Now let’s get onto the new positions.
American Axle & Manufacturing ( $AXL)
This is a good ol’ fashioned American company. It supplies driveline and drivetrain system for cars and small trucks. This a tough business, but AXL just showed some strength in its recent earnings report.
They beat on the adjusted EBITDA numbers by nearly breaking even on the quarter. And they reiterated their guidance for the remained of the year. That guidance includes healthy free cash flow of around $260 million.
And this strength happens as AXL traded near its 52-week low of $6.50. And it appears it is ready to bounce higher off this level as it has done 3 times in the past year.

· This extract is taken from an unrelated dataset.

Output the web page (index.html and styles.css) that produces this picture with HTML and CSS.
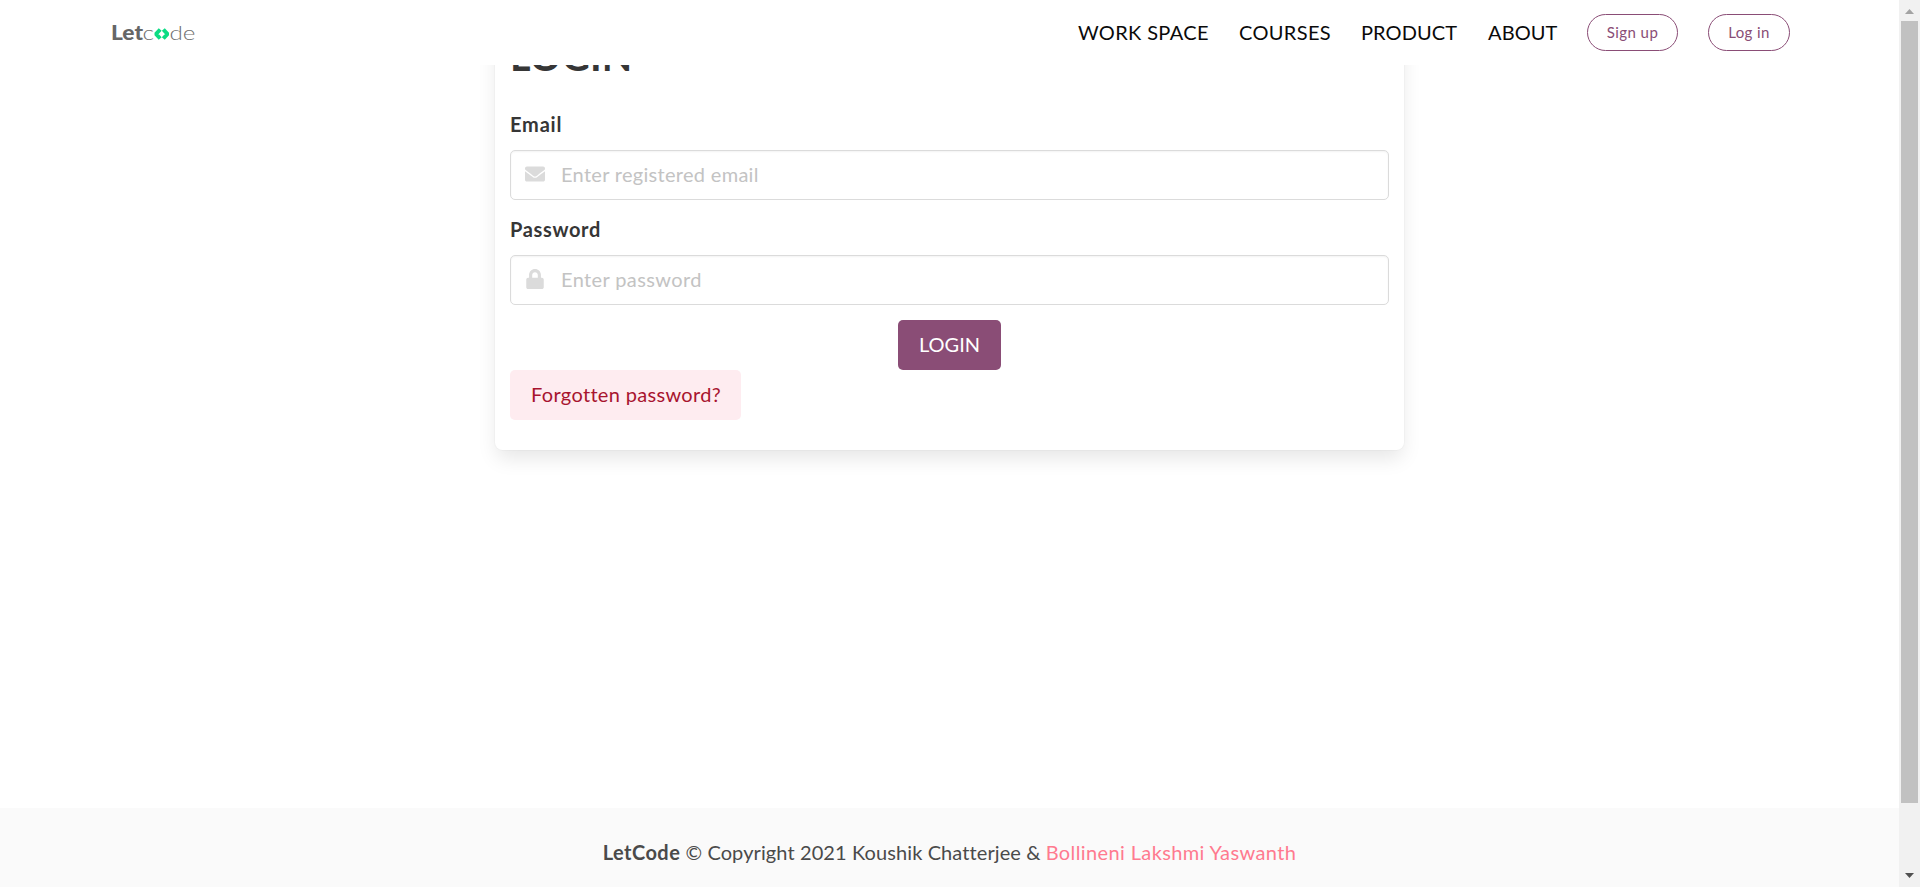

We’ll use $6.50 as a hard stop to begin with on this position.
Accel Entertainment ( $ACEL)
Accel is a gaming company that offers slot machines and amusement equipment to retail establishments.
And gambling is back. They beat their earnings estimates last week. It blew through all resistance levels, and then went back and retested the level. And bounced higher. So that’s a strong chart pattern.
We’ll use a hard stop of $8.50 to begin with as well.
And that’s all for this week.
Happy Investing!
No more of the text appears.